The self-employment tax is made up of two parts:

  • Social security tax (in 2009, on up to $106,000 of net earnings)
  • Medicare tax (on all net earnings of at least $400)

The self-employed owner of an LLC does not take a salary for his or her services. He or she can take an “owner’s draw,” or withdrawal of capital if desired. But the total net income would still be subject to self-employment tax as previously explained (as well as income tax), whether the owner takes an owner’s draw or not.

Advantages of LLC taxes as an S corp vs. a straight S corporation:

  1. Tax: An entity taxed as an S corporation allows the owners to save on self-employment taxes (which are 15.3% up to $106,800 of earned income in 2009) on distributions of profits. Because the owner of the LLC is self-employed, 15.3% of all earnings up to $106,800 in 2009 are subject to self-employment taxes. For instance, let’s say that you earned $60,000 last year in your LLC. You would pay $9,180 in self-employment tax. That money will go toward your Social Security and Medicaid payments. However, there is a way to earn a lucrative salary without taking a hit on all of the profits. Example: You formed an LLC taxed as an S Corporation. You earn the same amount of money but pay yourself a salary of $40,000. You’ll pay only $6,120 in self-employment tax. That’s a tax savings of $3,060. S corporations can elect to pay the remaining $20,000 in earnings as a distribution from the company. As an LLC, you can also elect to split the profits in this manner, as long as you follow IRS guidelines. That’s where the tax savings come into play. NOTE: It is very important to take a reasonable salary when you have either an S corporation or an LLC taxed as an S corporation. The IRS does not like an owner of an S corporation to take only distributions that are not subject to SE taxes.
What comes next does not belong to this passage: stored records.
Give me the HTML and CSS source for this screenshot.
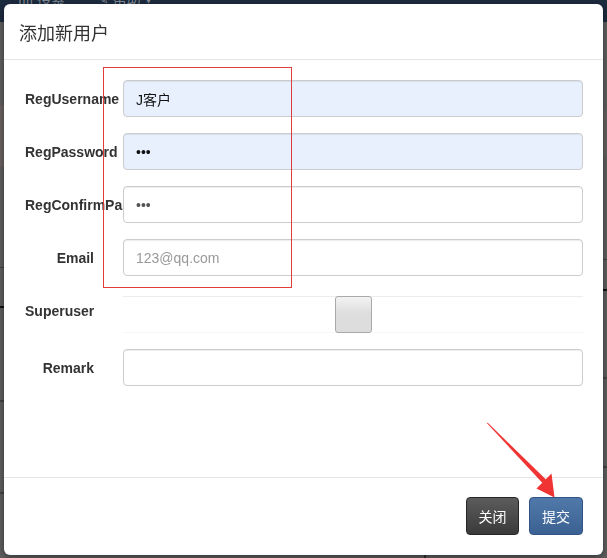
FILE: index.html
```html
<!DOCTYPE html>
<html lang="zh-CN">
<head>
<meta charset="utf-8">
<title>添加新用户</title>
<link rel="stylesheet" href="styles.css">
</head>
<body>
<div class="page">
  <div class="nav">
    <span class="nav-item">ıı|| 搜索</span>
    <span class="nav-item">✎ 帮助 ▾</span>
  </div>
  <div class="page-content"></div>
</div>

<div class="modal">
  <div class="modal-header">
    <h4 class="modal-title">添加新用户</h4>
  </div>
  <div class="modal-body">
    <div class="row">
      <label class="row-label">RegUsername</label>
      <input class="field autofill" type="text" value="J客户">
    </div>
    <div class="row">
      <label class="row-label">RegPassword</label>
      <input class="field autofill" type="password" value="abc">
    </div>
    <div class="row">
      <label class="row-label">RegConfirmPassword</label>
      <input class="field muted" type="password" value="abc">
    </div>
    <div class="row">
      <label class="row-label">Email</label>
      <input class="field" type="text" placeholder="123@qq.com">
    </div>
    <div class="row row-su">
      <label class="row-label">Superuser</label>
      <div class="su-box"><input class="su-check" type="checkbox"></div>
    </div>
    <div class="row">
      <label class="row-label">Remark</label>
      <input class="field" type="text">
    </div>
  </div>
  <div class="modal-footer">
    <button class="btn btn-dark" type="button">关闭</button>
    <button class="btn btn-blue" type="button">提交</button>
  </div>
</div>

<div class="mark-rect"></div>
<svg class="mark-arrow" width="607" height="558" viewBox="0 0 607 558">
  <polygon points="486.5,422.8 488,423 546,479.5 542.5,483" fill="#f03333"/>
  <polygon points="536.5,488.5 551.5,473.5 554.5,497.5" fill="#f03333"/>
</svg>
</body>
</html>
```
FILE: styles.css
```css
* { box-sizing: border-box; }

html, body {
  margin: 0;
  padding: 0;
}

body {
  width: 607px;
  height: 558px;
  overflow: hidden;
  font-family: "Liberation Sans", "Noto Sans CJK SC", sans-serif;
  font-size: 14px;
  color: #333;
}

/* background page (dimmed) */
.page {
  height: 558px;
  display: flex;
  flex-direction: column;
  background: #5e5e5e;
}

.nav {
  height: 22px;
  flex: none;
  background: #1c2b3e;
  display: flex;
  gap: 32px;
  padding-left: 18px;
  overflow: hidden;
}

.nav-item {
  color: #7f8893;
  font-size: 14px;
  line-height: 14px;
  margin-top: -8px;
  font-family: "Liberation Sans", "Noto Sans CJK SC", sans-serif;
}

.page-content {
  flex: 1;
  background:
    linear-gradient(#414141, #414141) 0 245px / 5px 1px no-repeat,
    linear-gradient(#111111, #111111) 0 284px / 5px 2px no-repeat,
    linear-gradient(#434343, #434343) 0 378px / 5px 2px no-repeat,
    linear-gradient(#434343, #434343) 0 470px / 5px 2px no-repeat,
    linear-gradient(#6a6262, #6a6262) 0 83px / 5px 62px no-repeat,
    linear-gradient(#434343, #434343) right 0 top 237px / 5px 1px no-repeat,
    linear-gradient(#111111, #111111) right 0 top 267px / 5px 2px no-repeat,
    linear-gradient(#434343, #434343) right 0 top 355px / 5px 2px no-repeat,
    linear-gradient(#434343, #434343) right 0 top 444px / 5px 2px no-repeat,
    linear-gradient(#666060, #666060) right 0 top 88px / 5px 47px no-repeat,
    linear-gradient(#2e2e2e, #2e2e2e) 424px 532px / 2px 4px no-repeat,
    #5e5e5e;
}

/* modal */
.modal {
  position: fixed;
  left: 4px;
  top: 4px;
  width: 599px;
  height: 551px;
  background: #fff;
  border-radius: 6px;
  box-shadow: 0 2px 6px rgba(0, 0, 0, 0.45);
  display: flex;
  flex-direction: column;
}

.modal-header {
  flex: none;
  height: 56px;
  border-bottom: 1px solid #e5e5e5;
  display: flex;
  align-items: center;
  padding: 0 15px;
}

.modal-title {
  margin: 0;
  font-family: "Noto Sans CJK SC", sans-serif;
  font-weight: 400;
  font-size: 18px;
  line-height: 20px;
  color: #333;
  padding-top: 1px;
}

.modal-body {
  flex: none;
  height: 417px;
  padding: 20px 20px 0 21px;
}

.row {
  display: flex;
  align-items: center;
  height: 37px;
}

.row + .row { margin-top: 16px; }
.row.row-su {
  margin-top: 20px;
  align-items: flex-start;
}

.row-label {
  flex: none;
  width: 69px;
  margin-right: 29px;
  text-align: right;
  white-space: nowrap;
  font-weight: bold;
  font-size: 14px;
  line-height: 16px;
  color: #333;
}

.row-su .row-label { padding-top: 7px; }

.field {
  position: relative;
  flex: 1;
  min-width: 0;
  height: 37px;
  margin: 0;
  padding: 6px 12px;
  border: 1px solid #ccc;
  border-radius: 4px;
  background: #fff;
  box-shadow: inset 0 1px 1px rgba(0, 0, 0, 0.075);
  font-family: "Liberation Sans", "Noto Sans CJK SC", sans-serif;
  font-size: 14px;
  color: #555;
  outline: none;
}

.field::placeholder { color: #999; }

.field.autofill {
  background: #e8f0fe;
  color: #111;
}

.field.muted { color: #555; }

.su-box {
  position: relative;
  flex: 1;
  height: 37px;
  border-top: 1px solid #ececec;
  border-bottom: 1px solid #f7f7f7;
  display: flex;
  justify-content: center;
}

.su-check {
  appearance: none;
  -webkit-appearance: none;
  margin: -1px 0 0;
  width: 37px;
  height: 37px;
  border: 1px solid #a9a9a9;
  border-radius: 3px;
  background: linear-gradient(#f3f3f3, #dedede 45%, #dcdcdc);
}

.modal-footer {
  flex: none;
  height: 78px;
  border-top: 1px solid #e5e5e5;
  padding: 19px 20px 0;
  display: flex;
  justify-content: flex-end;
  align-items: flex-start;
  gap: 10px;
}

.btn {
  height: 38px;
  padding: 0;
  border-radius: 4px;
  font-family: "Noto Sans CJK SC", sans-serif;
  font-size: 14px;
  line-height: 20px;
  white-space: nowrap;
  text-align: center;
  color: #fff;
  cursor: pointer;
}

.btn-dark {
  width: 53px;
  border: 1px solid #262626;
  background: linear-gradient(#5c5c5c, #3a3a3a);
}

.btn-blue {
  width: 54px;
  border: 1px solid #2f5586;
  background: linear-gradient(#5079aa, #3b6192);
}

/* annotations */
.mark-rect {
  position: fixed;
  left: 103px;
  top: 67px;
  width: 189px;
  height: 221px;
  border: 1px solid #e13c3c;
}

.mark-arrow {
  position: fixed;
  left: 0;
  top: 0;
  pointer-events: none;
}
```
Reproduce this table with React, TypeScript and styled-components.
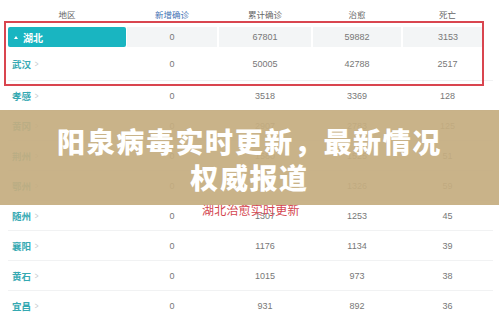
import React from 'react'
import styled, { createGlobalStyle } from 'styled-components'

const GlobalStyle = createGlobalStyle`
    html, body {
        margin: 0;
        padding: 0;
        background: #ffffff;
    }
    body {
        font-family: "Liberation Sans", "Noto Sans CJK SC", sans-serif;
        overflow: hidden;
    }
`

const Page = styled.div`
    position: relative;
    width: 499px;
    height: 317px;
    overflow: hidden;
    background: #ffffff;
`

const Table = styled.div`
    padding: 0 6px 0 8px;
`

const Row = styled.div<{ $height: number; $line?: boolean }>`
    display: grid;
    grid-template-columns: 118px 92px 94px 90px 1fr;
    height: ${p => p.$height}px;
    align-items: center;
    box-sizing: border-box;
    border-bottom: ${p => (p.$line ? '1px solid #f1f2f3' : 'none')};
`

const HeaderRow = styled(Row)`
    padding-top: 9px;
    align-items: start;
`

const HeadCell = styled.div<{ $blue?: boolean }>`
    text-align: center;
    font-size: 8.5px;
    color: ${p => (p.$blue ? '#3f72b4' : '#666')};
    line-height: 12px;
`

const HubeiRow = styled(Row)`
    margin-top: 6px;
    align-items: stretch;
`

const ProvinceTag = styled.div`
    background: #19b5c1;
    border-radius: 2px;
    display: flex;
    align-items: center;
    gap: 5px;
    padding-left: 6px;
    color: #ffffff;
    font-weight: bold;
    font-size: 10px;
`

const Triangle = styled.span`
    width: 0;
    height: 0;
    border-left: 2.5px solid transparent;
    border-right: 2.5px solid transparent;
    border-bottom: 3px solid #ffffff;
`

const GreyCell = styled.div<{ $last?: boolean }>`
    background: #f3f5f6;
    margin: 0 ${p => (p.$last ? 11 : 1)}px 0 1px;
    padding-left: ${p => (p.$last ? 11 : 0)}px;
    display: flex;
    align-items: center;
    justify-content: center;
    font-size: 9px;
    color: #777;
`

const NumCell = styled.div`
    text-align: center;
    font-size: 9px;
    color: #777;
`

const CityCell = styled.div`
    padding-left: 4px;
    font-size: 9.5px;
    font-weight: bold;
    color: #35a9b2;
    display: flex;
    align-items: center;
    gap: 3px;
`

const Chevron = styled.span`
    color: #c4c8cc;
    font-weight: normal;
    font-size: 9px;
    transform: scaleX(0.7);
`

const RedFrame = styled.div`
    position: absolute;
    left: 4px;
    top: 21px;
    width: 480px;
    height: 65px;
    box-sizing: border-box;
    border: 2px solid #d9454f;
    pointer-events: none;
`

const Caption = styled.div`
    position: absolute;
    left: 202px;
    top: 201px;
    font-size: 12px;
    color: #d4464f;
    letter-spacing: 0.2px;
`

const Banner = styled.div`
    position: absolute;
    left: 0;
    right: 0;
    top: 110px;
    height: 95px;
    background: rgba(197, 173, 128, 0.93);
    display: flex;
    flex-direction: column;
    align-items: center;
    justify-content: center;
    padding-top: 2px;
    box-sizing: border-box;
`

const BannerLine = styled.div`
    font-family: "Noto Sans CJK SC", sans-serif;
    font-weight: 900;
    font-size: 28px;
    letter-spacing: 1.6px;
    line-height: 36px;
    color: #ffffff;
`

const cities = [
    { name: '孝感', total: '3518', cured: '3369', dead: '128' },
    { name: '黄冈', total: '2907', cured: '2783', dead: '125' },
    { name: '荆州', total: '1580', cured: '1525', dead: '51' },
    { name: '鄂州', total: '1394', cured: '1326', dead: '59' },
    { name: '随州', total: '1307', cured: '1253', dead: '45' },
    { name: '襄阳', total: '1176', cured: '1134', dead: '39' },
    { name: '黄石', total: '1015', cured: '973', dead: '38' },
    { name: '宜昌', total: '931', cured: '892', dead: '36' },
]

export default function App() {
    return (
        <Page>
            <GlobalStyle />
            <Table>
                <HeaderRow $height={21}>
                    <HeadCell>地区</HeadCell>
                    <HeadCell $blue>新增确诊</HeadCell>
                    <HeadCell>累计确诊</HeadCell>
                    <HeadCell>治愈</HeadCell>
                    <HeadCell>死亡</HeadCell>
                </HeaderRow>
                <HubeiRow $height={26 - 6}>
                    <ProvinceTag>
                        <Triangle />
                        湖北
                    </ProvinceTag>
                    <GreyCell>0</GreyCell>
                    <GreyCell>67801</GreyCell>
                    <GreyCell>59882</GreyCell>
                    <GreyCell $last>3153</GreyCell>
                </HubeiRow>
                <Row $height={34} $line>
                    <CityCell>武汉<Chevron>&gt;</Chevron></CityCell>
                    <NumCell>0</NumCell>
                    <NumCell>50005</NumCell>
                    <NumCell>42788</NumCell>
                    <NumCell>2517</NumCell>
                </Row>
                {cities.map(c => (
                    <Row key={c.name} $height={30} $line>
                        <CityCell>{c.name}<Chevron>&gt;</Chevron></CityCell>
                        <NumCell>0</NumCell>
                        <NumCell>{c.total}</NumCell>
                        <NumCell>{c.cured}</NumCell>
                        <NumCell>{c.dead}</NumCell>
                    </Row>
                ))}
            </Table>
            <RedFrame />
            <Caption>湖北治愈实时更新</Caption>
            <Banner>
                <BannerLine>阳泉病毒实时更新，最新情况</BannerLine>
                <BannerLine>权威报道</BannerLine>
            </Banner>
        </Page>
    )
}
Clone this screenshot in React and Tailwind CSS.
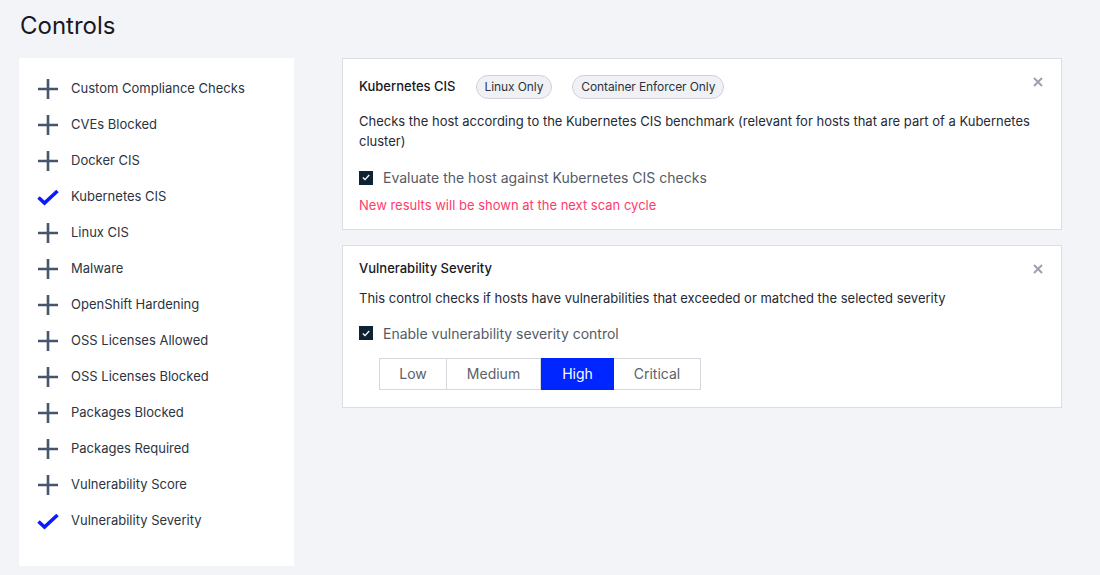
import React from 'react';

const controls = [
  { name: 'Custom Compliance Checks', on: false },
  { name: 'CVEs Blocked', on: false },
  { name: 'Docker CIS', on: false },
  { name: 'Kubernetes CIS', on: true },
  { name: 'Linux CIS', on: false },
  { name: 'Malware', on: false },
  { name: 'OpenShift Hardening', on: false },
  { name: 'OSS Licenses Allowed', on: false },
  { name: 'OSS Licenses Blocked', on: false },
  { name: 'Packages Blocked', on: false },
  { name: 'Packages Required', on: false },
  { name: 'Vulnerability Score', on: false },
  { name: 'Vulnerability Severity', on: true },
];

const PlusIcon = () => (
  <svg width="22" height="22" viewBox="0 0 22 22">
    <path d="M11 1v20M1 11h20" stroke="#45566d" strokeWidth="2.6" />
  </svg>
);

const CheckIcon = () => (
  <svg width="22" height="22" viewBox="0 0 22 22">
    <path d="M1.5 11.5l6 5.5L20.5 5" stroke="#0a1bff" strokeWidth="3.6" fill="none" />
  </svg>
);

const CloseIcon = () => (
  <svg width="10" height="10" viewBox="0 0 10 10">
    <path d="M1 1l8 8M9 1l-8 8" stroke="#9ca1aa" strokeWidth="2" />
  </svg>
);

const Checkbox = () => (
  <span className="w-[14px] h-[14px] bg-[#0e2433] flex items-center justify-center shrink-0">
    <svg width="8" height="7" viewBox="0 0 8 7">
      <path d="M0.8 3.6l2.2 2L7.2 1" stroke="#ffffff" strokeWidth="1.3" fill="none" />
    </svg>
  </span>
);

const Pill = ({ children }) => (
  <span className="h-[24px] px-[8px] rounded-full border border-[#cfd2d8] bg-[#f0f1f5] text-[12px] tracking-[-0.1px] text-[#2b3340] flex items-center">
    {children}
  </span>
);

const Card = ({ children }) => (
  <div className="relative bg-white border border-[#dcdee3] pl-[16px] pr-[20px]">
    <button className="absolute right-[18px] top-[18px]">
      <CloseIcon />
    </button>
    {children}
  </div>
);

export default function App() {
  const levels = [
    { name: 'Low', w: 'w-[68px]' },
    { name: 'Medium', w: 'w-[94px]' },
    { name: 'High', w: 'w-[73px]' },
    { name: 'Critical', w: 'w-[87px]' },
  ];

  return (
    <div className="w-[1100px] h-[575px] bg-[#f3f4f8] font-['Inter',sans-serif] text-[#1f2430] overflow-hidden">
      <h1 className="text-[24px] leading-[30px] pt-[11px] pl-[20px] text-[#16191f]">Controls</h1>
      <div className="flex gap-[48px] pl-[19px] pt-[17px]">
        <div className="w-[275px] h-[508px] bg-white pt-[13px] pl-[18px]">
          {controls.map((c) => (
            <div key={c.name} className="flex items-center h-[36px] gap-[12px]">
              <span className="w-[22px] flex items-center">{c.on ? <CheckIcon /> : <PlusIcon />}</span>
              <span className="text-[13px] text-[#2c3442]">{c.name}</span>
            </div>
          ))}
        </div>

        <div className="w-[720px] flex flex-col gap-[15px]">
          <Card>
            <div className="flex items-center gap-[20px] pt-[16px]">
              <span className="text-[13px] font-medium text-[#16191f]">Kubernetes CIS</span>
              <Pill>Linux Only</Pill>
              <Pill>Container Enforcer Only</Pill>
            </div>
            <p className="text-[13px] leading-[20px] text-[#252a35] mt-[12px]">
              Checks the host according to the Kubernetes CIS benchmark (relevant for hosts that are part of a Kubernetes cluster)
            </p>
            <label className="flex items-center gap-[10px] mt-[16px]">
              <Checkbox />
              <span className="text-[14px] text-[#545b66]">Evaluate the host against Kubernetes CIS checks</span>
            </label>
            <p className="text-[13px] text-[#ff3b6b] mt-[8px] pb-[13px]">New results will be shown at the next scan cycle</p>
          </Card>

          <Card>
            <div className="text-[13px] font-medium text-[#16191f] pt-[13px]">Vulnerability Severity</div>
            <p className="text-[13px] text-[#252a35] mt-[11px]">
              This control checks if hosts have vulnerabilities that exceeded or matched the selected severity
            </p>
            <label className="flex items-center gap-[10px] mt-[14px]">
              <Checkbox />
              <span className="text-[14px] text-[#545b66]">Enable vulnerability severity control</span>
            </label>
            <div className="flex ml-[20px] mt-[14px] mb-[17px]">
              {levels.map((l, i) => (
                <button
                  key={l.name}
                  className={
                    l.name === 'High'
                      ? `${l.w} h-[32px] bg-[#0026ff] text-white text-[14px] border border-[#0026ff]`
                      : `${l.w} h-[32px] bg-white text-[#5b616b] text-[14px] border border-[#d6d8dd] ${i > 0 ? 'border-l-0' : ''}`
                  }
                >
                  {l.name}
                </button>
              ))}
            </div>
          </Card>
        </div>
      </div>
    </div>
  );
}
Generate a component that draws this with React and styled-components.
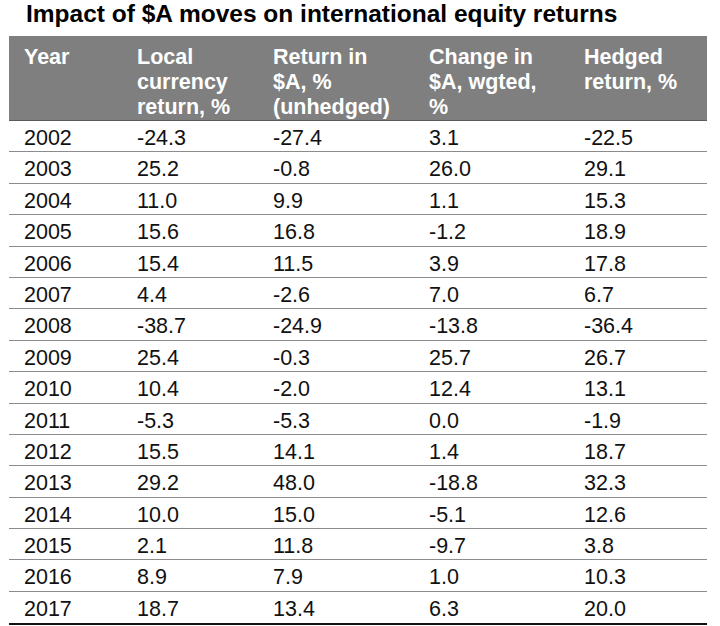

A reasonable salary is key.
  2. Limited Liability, i.e. “charging order” protection.
  3. Easier to manage: Not subject to corporate formalities and record keeping requirements such as annual shareholder meetings, board resolutions and meeting minutes, etc.

General comment: Keep in mind that an LLC taxed as an S corporation may not be beneficial to everyone.

For example, in California, a licensed professional cannot form an LLC so their best option may be a corporation. Because you have three months to file for S Corporation tax status, make it a priority to seek professional assistance before making the final decision. For many small business owners, however, the ease of management that a limited liability company offers combined with the lower taxes of an S corporation makes this decision an easy one to make. The LLC can do whatever it wants, but it’s going to lose S status if it doesn’t have a single class of “stock.”

Distributions are going to be based on the operating agreement but they had better be in simple proportion to membership interests, unless you can be clear that some of them will be treated as payment for services (or something else) rather than on account of owning the interest. You can have different classes of members to give different control rights, but not different entitlements to distribution.

Note: An LLC can have whatever members and income it wants. If it has too many members, multiple classes of stock, ineligible shareholders or any other disqualifying element, it will lose its status as an S corporation, the same as with any other corporation.

Problems with LLC taxed as a corporation:

  1. Can be a source of confusion for business owners who attempt to prepare their tax returns themselves. Often self-preparers look to IRS publications for assistance in preparing their tax returns, and in so doing, may inadvertently apply the rules regarding traditional LLCs when, in fact, S corp rules apply.
  2. Also, a business owner may not know that certain transactions that would not otherwise be taxable events with a traditional LLC (e.g., the transfer of assets between the company and its owner) could have tax implications with an LLC that is taxed as an S corp.
  3. The flexibility of multiple classes of ownership and ownership rights in an LLC is eliminated.
  4. Family-owned businesses cannot transfer equity and control to the next generation as easy as an LLC treated as a partnership.
  5. Most states require owners to pay unemployment and disability taxes then prohibit them from collecting the benefits.